Did you know that in Estonia, March 2008 is the Month of the Chancellor of Justice and the National Audit Office? It's part of the 90th anniversary of Estonian independence festivities. July 2008, for example, is Local Governments Month,a "time to discover beautiful places in the fatherland".*

Ignore the "fatherland" (it's just an innocent direct translation), but doesn't this strike you as having totalitarian-bureaucratic overtones? In any case, it reminds me of David Foster Wallace's Infinite Jest, where in a not too distant future, months have sponsors (Month of the Depend Adult Undergarment etc).

I'm going to be disowned for linking to an old Popular Front era guy, but Rein Veidemann had an excellent op ed in Postimees a few days ago, in which he asks, quite astutely, why the months couldn't be named after things like the Estonian language, and Estonian literature instead of...state organs. Otherwise the celebrations could slip into self-parody,

* The webpage also notes: "When visiting various local governments and anniversary events organised by them, let us remember: local governments decide upon and organise all issues of local life according to laws, and what is most important – do so independently."
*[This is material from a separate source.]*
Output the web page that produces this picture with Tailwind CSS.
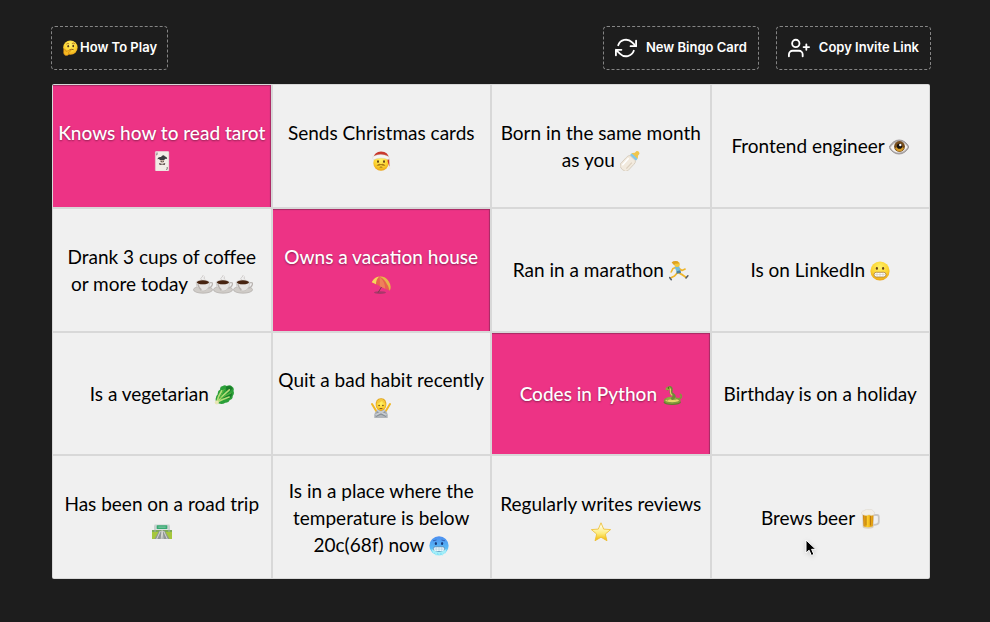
<!DOCTYPE html>
<html lang="en">
<head>
<meta charset="utf-8">
<meta name="viewport" content="width=device-width, initial-scale=1">
<title>Bingo</title>
<script src="https://cdn.jsdelivr.net/npm/@tailwindcss/browser@4"></script>
</head>
<body class="min-h-screen bg-[#1d1d1d] font-['Inter','Liberation_Sans',sans-serif]">
<!-- Shared emoji drawings -->
<svg class="absolute size-0" aria-hidden="true">
  <defs>
    <radialGradient id="gold" cx=".5" cy=".3" r=".75"><stop offset="0" stop-color="#fff36a"/><stop offset=".6" stop-color="#fcd12e"/><stop offset="1" stop-color="#e79a12"/></radialGradient>
    <linearGradient id="starfill" x1="0" y1="0" x2="0" y2="1"><stop offset=".2" stop-color="#fffbd8"/><stop offset=".6" stop-color="#fdeb78"/><stop offset="1" stop-color="#f0b400"/></linearGradient>
    <linearGradient id="ice" x1="0" y1="0" x2="0" y2="1"><stop offset="0" stop-color="#4b8df0"/><stop offset=".6" stop-color="#59b9f5"/><stop offset="1" stop-color="#8eeaf8"/></linearGradient>
    <linearGradient id="beerfill" x1="0" y1="0" x2="1" y2="0"><stop offset="0" stop-color="#c97a05"/><stop offset=".4" stop-color="#ffd12b"/><stop offset="1" stop-color="#dc9108"/></linearGradient>
  </defs>
  <symbol id="thinking" viewBox="0 0 20 20">
    <circle cx="10.5" cy="9.5" r="9" fill="url(#gold)"/>
    <path d="M5.5 5.2Q7.5 3.6 9 5M12.3 4.6Q14 3 16 4.6" fill="none" stroke="#a8691a" stroke-width="1.1"/>
    <ellipse cx="7.8" cy="7.7" rx="1.1" ry="1.5" fill="#55371a"/><ellipse cx="14" cy="7.5" rx="1.1" ry="1.5" fill="#55371a"/>
    <path d="M9.3 12.4Q12 11 14.5 12.1" fill="none" stroke="#7a4b17" stroke-width="1.1"/>
    <path d="M2.2 12.5Q3.2 10.3 4.6 12.5L5 14.3L10.6 12.3Q12 12.5 11 13.7L8.3 15.2Q9.6 18.9 6 19.5Q2.4 19.6 2 16Z" fill="#f7b81f" stroke="#c87c14" stroke-width=".7"/>
  </symbol>
  <symbol id="joker" viewBox="0 0 20 20">
    <rect x="3.3" y=".3" width="13.6" height="19.8" rx="1" fill="#f2ede6" stroke="#d6cdc7" stroke-width=".4"/>
    <path d="M5 1.5V3.3Q5 4.2 4.2 3.9M15.2 16V18Q15.2 18.8 14.4 18.5" fill="none" stroke="#444" stroke-width=".7"/>
    <path d="M5.3 8.3Q6.5 5.4 9 6.1Q11 2.6 13 5.4Q15.1 5.2 15.2 8Q13 7.1 12.3 9H7.9Q7.2 7.2 5.3 8.3Z" fill="#3c3c40"/>
    <path d="M8 9H12.3Q12.3 12 10.2 12.4Q8 12 8 9Z" fill="#cbb8a8"/><path d="M7 12L10.2 13.1 13.3 12 12.7 14.1 10.2 13.5 7.7 14.1Z" fill="#4e3a3a"/><circle cx="9.2" cy="10.2" r=".5"/><circle cx="11.2" cy="10.2" r=".5"/>
  </symbol>
  <symbol id="santa" viewBox="0 0 20 20">
    <ellipse cx="10" cy="12" rx="7.7" ry="7.7" fill="url(#gold)"/>
    <path d="M2.5 6.5Q3.5 .8 10 .5Q17.7.6 18.2 8.4L18.5 16L16.7 10.7 16.5 6Z" fill="#c9392c"/>
    <path d="M2 5.4Q9.9 1.5 17.7 5.6Q19 7.2 17.5 8.7Q10 5.4 2.7 8.7Q1 7.3 2 5.4Z" fill="#f6f5f2" stroke="#cfccc6" stroke-width=".4"/>
    <circle cx="18.2" cy="17.2" r="1.4" fill="#eeece8"/>
    <ellipse cx="7" cy="10.6" rx="1" ry="1.3" fill="#624016"/><ellipse cx="13" cy="10.6" rx="1" ry="1.3" fill="#624016"/>
    <path d="M5.5 14.4Q8 12 10 13.2Q12 12 14.5 14.4Q12 15.1 10 14.1Q8 15.1 5.5 14.4Z" fill="#aa7812"/><path d="M8.7 16.3Q10 15.7 11.3 16.3" fill="none" stroke="#84550e" stroke-width=".8"/>
  </symbol>
  <symbol id="bottle" viewBox="0 0 20 20">
    <g transform="rotate(43 10 10)">
      <path d="M8-1.8Q10-4 12-1.8L12.2.7 13.8 2.6V4H6.2V2.6L7.8.7Z" fill="#efc64c"/>
      <rect x="5.9" y="3.2" width="8.2" height="2.8" rx=".8" fill="#86c9e8"/>
      <path d="M6.3 6H13.7Q15.4 7.4 15.1 10V18.5Q15 21.5 10 21.5T4.9 18.5V10Q4.6 7.4 6.3 6Z" fill="#f2eade" stroke="#cfc4b4" stroke-width=".7"/>
      <path d="M7.2 9V18.3" stroke="#fff" stroke-width="1.5"/><path d="M12.5 10V18" stroke="#dccfbd" stroke-width="1.2"/>
    </g>
  </symbol>
  <symbol id="eye" viewBox="0 0 20 20">
    <path d="M0 10.3Q4.2 3 10.2 3T20 10Q16 17 10 17T0 10.3Z" fill="#b5b0b0" stroke="#8b8586" stroke-width=".8"/>
    <path d="M1.5 10.5Q5 5.2 10.2 5T18.6 10Q15.5 15.3 10 15.5T1.5 10.5Z" fill="#f5f3f1"/>
    <circle cx="10.5" cy="9.5" r="5.4" fill="#754c1c"/><path d="M6 11.3Q10.5 7.6 15 11.3Q13.2 14.5 10.5 14.5T6 11.3Z" fill="#d69b28"/><circle cx="10.5" cy="9.2" r="2.6" fill="#16100d"/><circle cx="11.3" cy="8" r="1.2" fill="#fff"/>
  </symbol>
  <symbol id="coffee" viewBox="0 0 20 20">
    <path d="M8.6 5Q6.8 3.6 8.9 2.1T9.6 0M12 4.5Q10.5 3.3 11.4 1.5" fill="none" stroke="#d0cccb" stroke-width="1"/>
    <ellipse cx="10" cy="14.7" rx="9.6" ry="3.5" fill="#d0ccc8" stroke="#aaa5a1" stroke-width=".6"/>
    <path d="M15.7 8Q20.5 6.6 19.2 10T14.3 13" fill="none" stroke="#bab5b2" stroke-width="1.3"/>
    <path d="M3 7.3H16.8Q17 12.3 13 15.3Q10 16.8 7 15.3Q3 12.3 3 7.3Z" fill="#e6e3e1" stroke="#b9b4b0" stroke-width=".5"/><path d="M5 9Q5.5 13 8.4 14.9" fill="none" stroke="#b7b1ad" stroke-width="1.4"/>
    <ellipse cx="9.9" cy="7.2" rx="6.9" ry="2.5" fill="#d4d0cd"/><ellipse cx="9.9" cy="7.3" rx="6.1" ry="2" fill="#47230f"/>
  </symbol>
  <symbol id="parasol" viewBox="0 0 20 20">
    <ellipse cx="9" cy="17.6" rx="6" ry="1.4" fill="#a9386a"/><path d="M13 8L7 17.7" stroke="#76404b" stroke-width="1"/>
    <path d="M.7 7.2Q3.7 1.6 8.4 1.5Q14.1 1 17.5 5.9Q20.8 10.8 18.7 15.8Z" fill="#e8604f"/>
    <path d="M.7 7.2Q3.7 1.6 8.4 1.5Q4.9 4.2 5 9.3Z" fill="#f6d65b"/><path d="M8.4 1.5Q9.2 5.5 8.8 11.2L14.3 13.8Q13.7 5.9 8.4 1.5Z" fill="#ef8059"/><path d="M8.4 1.5Q15.5 4.3 18.7 15.8 21 10.9 17.5 5.9 14.1 1 8.4 1.5Z" fill="#e6b64a"/>
  </symbol>
  <symbol id="runner" viewBox="0 0 20 20">
    <g fill="none" stroke-linecap="round" stroke-linejoin="round"><path d="M8 6L4 7.4 2.2 11M9.4 7L13 9.5 16.1 8" stroke="#efb62c" stroke-width="1.6"/><path d="M8.2 12L5.5 15 2 16.7M10 12L13.6 13.9 17.2 16.4" stroke="#efb62c" stroke-width="1.8"/><path d="M.6 16.5L2.3 18.7M18.9 14.8L17 17" stroke="#555d68" stroke-width="1.5"/></g>
    <path d="M5.5 5.4L10.2 5.1 11.3 10.2 8 12Z" fill="#72bddd"/><path d="M7.6 10.3L11.5 9.3 12 12 7.5 12.8Z" fill="#4b7d9e"/><circle cx="8.1" cy="3.2" r="2.7" fill="#f6c938"/><path d="M2.6 1.5Q4.3-.5 8.6.2L10.2 2.6 6 2.7 5.4 4.4Z" fill="#dfa320"/>
  </symbol>
  <symbol id="grimace" viewBox="0 0 20 20">
    <circle cx="10" cy="10" r="9.6" fill="url(#gold)"/><ellipse cx="6.9" cy="7.4" rx="1.1" ry="1.4" fill="#65401b"/><ellipse cx="13.1" cy="7.4" rx="1.1" ry="1.4" fill="#65401b"/>
    <rect x="4" y="11.3" width="12" height="4.7" rx="2.3" fill="#fff" stroke="#a77b39" stroke-width=".8"/><path d="M4.3 13.6H15.7M7 11.5V15.8M10 11.3V16M13 11.5V15.8" stroke="#c4b9a2" stroke-width=".5"/>
  </symbol>
  <symbol id="greens" viewBox="0 0 20 20">
    <path d="M2.2 17.5Q.5 12 3.7 9.3Q3.4 5.5 6.2 4.4Q5.6 1.4 8.8 1Q10.6-.5 12.7.9Q16-.6 18 1.4Q20.6 2.7 19.5 6Q20.7 8.9 18.7 11Q19 14.2 15.8 15Q14.7 18.1 11.3 17.7Q7.6 20.2 2.2 17.5Z" fill="#2ba039"/>
    <path d="M12 1.8Q17-.2 18.7 3.6L12.5 9.2M18 8Q18.4 12.6 14 14.2L8.9 13.1" fill="#1a7d29"/>
    <g fill="none" stroke="#b6dc78" stroke-linecap="round"><path d="M2.8 17.4Q4.3 11 7.7 5.8" stroke-width="1.7"/><path d="M2.8 17.4Q8.2 10.7 15.3 4.8" stroke-width="1.6"/><path d="M2.8 17.4Q8.2 14.3 15.2 12" stroke-width="1.5"/><path d="M5.8 13.5Q8 8 10.2 4.3M7.5 13Q12 9.8 17 8" stroke="#63b83d" stroke-width=".9"/></g><circle cx="2.8" cy="17.6" r="2" fill="#e7e5b5"/>
  </symbol>
  <symbol id="refuse" viewBox="0 0 20 20">
    <path d="M1 6L5.2 13M19 6L14.8 13" stroke="#f0b724" stroke-width="2" stroke-linecap="round"/><path d="M3.3 20Q2.6 13 7 12.4H13Q17.4 13 16.7 20Z" fill="#afb4b9"/>
    <path d="M4.8 8Q4 .5 10 .3T15.2 8L14.2 10H5.8Z" fill="#dfa119"/><ellipse cx="10" cy="7.6" rx="4.8" ry="5.4" fill="url(#gold)"/><path d="M5.5 5.5Q9.2 5 11 2.8Q12.1 5.2 14.5 5.5 13.6.8 10 1 6 1.1 5.5 5.5Z" fill="#f5c93c"/>
    <circle cx="8.1" cy="7.5" r=".8" fill="#67451b"/><circle cx="11.9" cy="7.5" r=".8" fill="#67451b"/><path d="M8.6 10.5H11.4" stroke="#945e17"/>
    <path d="M4.4 17.6L14 12.8M15.6 17.6L6 12.8" stroke="#858d94" stroke-width="3"/><path d="M4.4 17.1L14 12.3M15.6 17.1L6 12.3" stroke="#c8ccd0" stroke-width="1.8"/>
  </symbol>
  <symbol id="snake" viewBox="0 0 20 20">
    <ellipse cx="10.2" cy="17.3" rx="8.7" ry="2.6" fill="#63792e"/><path d="M16.7 14Q21 12.4 18.5 9.5" fill="none" stroke="#81973c" stroke-width="1.7" stroke-linecap="round"/>
    <ellipse cx="10.2" cy="15.6" rx="7.6" ry="2.5" fill="#e5d66c" stroke="#819c3c" stroke-width="1.6"/><path d="M4.4 15Q7 11.7 13.8 14" fill="none" stroke="#91ad42" stroke-width="2.4"/>
    <path d="M5.5 3.8Q9.7.8 9.3 5.3Q8 8.2 11 9.5Q13.7 11 10.5 13.5" fill="none" stroke="#6f8938" stroke-width="3" stroke-linecap="round"/><path d="M6.7 3.4Q9 3 8.4 6.1Q7.9 8.6 10.3 10.4" fill="none" stroke="#ddcf64" stroke-width="1.2"/>
    <path d="M3.3 3.4L6.4 1.5 8.7 2.7 7.5 5 4 4.9Z" fill="#8eaa3b"/><circle cx="6.4" cy="2.9" r=".6" fill="#332a17"/>
  </symbol>
  <symbol id="road" viewBox="0 0 20 20">
    <path d="M0 8H20V17H0Z" fill="#a5c73c"/><path d="M0 8H20V10H0Z" fill="#7eaa54"/><path d="M7.4 8.6H12.6L17.5 17H2.5Z" fill="#8f9595"/><path d="M10 8.5L9.2 17M10.2 8.5L11 17M8.4 9L4.7 17M11.6 9L15.3 17" stroke="#e8e9e1" stroke-width=".8"/>
    <path d="M3 3.5V10M17 3.5V10" stroke="#a4adac" stroke-width="1"/><rect x="2.5" y="2.5" width="15" height="5" fill="#c9d3d0"/><rect x="4.7" y="3.3" width="10.6" height="3.6" rx=".4" fill="#38a973"/><path d="M6.3 5.1H13.7" stroke="#b9e6cf" stroke-width=".6"/>
  </symbol>
  <symbol id="cold" viewBox="0 0 20 20">
    <circle cx="10" cy="9.8" r="9.6" fill="url(#ice)"/><ellipse cx="6.9" cy="7.5" rx="1.1" ry="1.5" fill="#193a78"/><ellipse cx="13.1" cy="7.5" rx="1.1" ry="1.5" fill="#193a78"/><path d="M4 4.8L7.5 4M16 4.8L12.5 4" stroke="#315eb0" stroke-width=".9"/>
    <rect x="4.4" y="10.8" width="11.2" height="4.7" rx="1.8" fill="#f1fbff" stroke="#4379a8" stroke-width=".7"/><path d="M4.6 13.1H15.4M7.2 11V15.2M10 11V15.2M12.8 11V15.2" stroke="#94bed3" stroke-width=".5"/>
    <path d="M2.6 13L4.3 18 5.8 16.4 7 20 8.6 16.6 10.3 19 12 16.6 13.6 20 15 16.4 16.3 17.8 17.4 13Q10 19 2.6 13Z" fill="#a5eff8"/>
  </symbol>
  <symbol id="star" viewBox="0 0 20 20"><path d="M10 .8L12.7 7.1 19.6 7.6 14.3 12.1 16 18.8 10 15.2 4 18.8 5.7 12.1.4 7.6 7.3 7.1Z" fill="url(#starfill)" stroke="#edbc2c" stroke-width=".8" stroke-linejoin="round"/></symbol>
  <symbol id="beer" viewBox="0 0 20 20">
    <path d="M13 6H17Q18.8 6 18.8 8V12.7Q18.8 15.2 16 15.6L13 16" fill="none" stroke="#c9c6c3" stroke-width="1.8"/><path d="M2 3H14.3L13.6 18Q13.3 19.7 8.1 19.7T2.7 18Z" fill="#d9cfbd"/><path d="M2.9 5.2H13.4L12.8 17.3Q8 19.3 3.5 17.3Z" fill="url(#beerfill)"/>
    <path d="M6 7V16.5M10.4 7V16.5" stroke="#a7660b" stroke-width=".8"/><path d="M1.9 5.4Q.5 2.4 3.8 1.8Q6-.5 8.9.6Q12.4-.2 13.4 2.1Q15.5 3.3 14 5.8Q11.6 7.2 9 5.8Q5.8 7.4 1.9 5.4Z" fill="#f3efe8" stroke="#d3ccc3" stroke-width=".4"/>
  </symbol>
</svg>

<header class="flex flex-wrap items-center justify-between gap-4 pt-[26px] pr-[59px] pl-[51px]">
  <button type="button" class="flex h-11 items-center gap-[2px] rounded-[4px] border border-dashed border-[#858585] px-[10px] text-[13px] font-semibold text-white">
    <svg class="size-4" aria-hidden="true"><use href="#thinking"/></svg>How To Play
  </button>
  <div class="flex gap-[17px]">
    <button type="button" class="flex h-11 items-center gap-[9px] rounded-[4px] border border-dashed border-[#858585] px-[11px] text-[13px] font-semibold text-white">
      <svg class="size-[22px]" viewBox="0 0 24 24" fill="none" stroke="currentColor" stroke-width="2" stroke-linecap="round" stroke-linejoin="round" aria-hidden="true"><path d="M23 4v6h-6M1 20v-6h6M3.51 9a9 9 0 0 1 14.85-3.36L23 10M1 14l4.64 4.36A9 9 0 0 0 20.49 15"/></svg>New Bingo Card
    </button>
    <button type="button" class="flex h-11 items-center gap-[9px] rounded-[4px] border border-dashed border-[#858585] px-[11px] text-[13px] font-semibold text-white">
      <svg class="size-[22px]" viewBox="0 0 24 24" fill="none" stroke="currentColor" stroke-width="2" stroke-linecap="round" stroke-linejoin="round" aria-hidden="true"><path d="M16 21v-2a4 4 0 0 0-4-4H5a4 4 0 0 0-4 4v2M20 8v6M23 11h-6"/><circle cx="8.5" cy="7" r="4"/></svg>Copy Invite Link
    </button>
  </div>
</header>

<main class="pt-[14px] pr-[60px] pb-[43px] pl-[52px]">
  <div class="grid min-h-[495px] auto-rows-fr grid-cols-4 gap-[2px] rounded-[2px] bg-[#d8d8d8] p-px font-['Lato','Liberation_Sans',sans-serif] text-[19px] leading-[27px] text-black">
    <button type="button" aria-pressed="true" class="bg-[#ed3385] font-medium text-white shadow-[inset_-1px_1px_1px_#a62b63] [text-shadow:0_1px_2px_#00000066]">Knows how to read tarot<br><svg class="inline-block size-5 align-[-4px]" aria-hidden="true"><use href="#joker"/></svg></button>
    <button type="button" aria-pressed="false" class="bg-[#f0f0f0]">Sends Christmas cards<br><svg class="inline-block size-5 align-[-4px]" aria-hidden="true"><use href="#santa"/></svg></button>
    <button type="button" aria-pressed="false" class="bg-[#f0f0f0]">Born in the same month<br>as you <svg class="inline-block size-5 align-[-4px]" aria-hidden="true"><use href="#bottle"/></svg></button>
    <button type="button" aria-pressed="false" class="bg-[#f0f0f0]">Frontend engineer <svg class="inline-block size-5 align-[-4px]" aria-hidden="true"><use href="#eye"/></svg></button>

    <button type="button" aria-pressed="false" class="bg-[#f0f0f0]">Drank 3 cups of coffee<br>or more today <svg class="inline-block size-5 align-[-4px]" aria-hidden="true"><use href="#coffee"/></svg><svg class="inline-block size-5 align-[-4px]" aria-hidden="true"><use href="#coffee"/></svg><svg class="inline-block size-5 align-[-4px]" aria-hidden="true"><use href="#coffee"/></svg></button>
    <button type="button" aria-pressed="true" class="bg-[#ed3385] font-medium text-white shadow-[inset_-1px_1px_1px_#a62b63] [text-shadow:0_1px_2px_#00000066]">Owns a vacation house<br><svg class="inline-block size-5 align-[-4px]" aria-hidden="true"><use href="#parasol"/></svg></button>
    <button type="button" aria-pressed="false" class="bg-[#f0f0f0]">Ran in a marathon <svg class="inline-block size-5 align-[-4px]" aria-hidden="true"><use href="#runner"/></svg></button>
    <button type="button" aria-pressed="false" class="bg-[#f0f0f0]">Is on LinkedIn <svg class="inline-block size-5 align-[-4px]" aria-hidden="true"><use href="#grimace"/></svg></button>

    <button type="button" aria-pressed="false" class="bg-[#f0f0f0]">Is a vegetarian <svg class="inline-block size-5 align-[-4px]" aria-hidden="true"><use href="#greens"/></svg></button>
    <button type="button" aria-pressed="false" class="bg-[#f0f0f0]">Quit a bad habit recently<br><svg class="inline-block size-5 align-[-4px]" aria-hidden="true"><use href="#refuse"/></svg></button>
    <button type="button" aria-pressed="true" class="bg-[#ed3385] font-medium text-white shadow-[inset_-1px_1px_1px_#a62b63] [text-shadow:0_1px_2px_#00000066]">Codes in Python <svg class="inline-block size-5 align-[-4px]" aria-hidden="true"><use href="#snake"/></svg></button>
    <button type="button" aria-pressed="false" class="bg-[#f0f0f0]">Birthday is on a holiday</button>

    <button type="button" aria-pressed="false" class="bg-[#f0f0f0]">Has been on a road trip<br><svg class="inline-block size-5 align-[-4px]" aria-hidden="true"><use href="#road"/></svg></button>
    <button type="button" aria-pressed="false" class="bg-[#f0f0f0]">Is in a place where the<br>temperature is below<br>20c(68f) now <svg class="inline-block size-5 align-[-4px]" aria-hidden="true"><use href="#cold"/></svg></button>
    <button type="button" aria-pressed="false" class="bg-[#f0f0f0]">Regularly writes reviews<br><svg class="inline-block size-5 align-[-4px]" aria-hidden="true"><use href="#star"/></svg></button>
    <button type="button" aria-pressed="false" class="relative bg-[#f0f0f0]">Brews beer <svg class="inline-block size-5 align-[-4px]" aria-hidden="true"><use href="#beer"/></svg>
      <svg class="pointer-events-none absolute top-[83px] left-[93px] h-[18px] w-3 overflow-visible drop-shadow-sm" viewBox="0 0 12 18" aria-hidden="true"><path d="M1 1V14L4.1 11.2 6.4 16.5 8.9 15.4 6.6 10.3H10.8Z" fill="#000" stroke="#fff" stroke-width="1"/></svg>
    </button>
  </div>
</main>
</body>
</html>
This isn't just funky language -- there's a problem with emphasis here. First of all, people don't visit "local governments". They visit places in the countryside, which happen to have, probably in a couple Eurorenovated rooms in an old manor-era building, a few officials, who help oil the wheels of commerce and make life in the outlying areas better. Let's not get too focused on power and organizing here.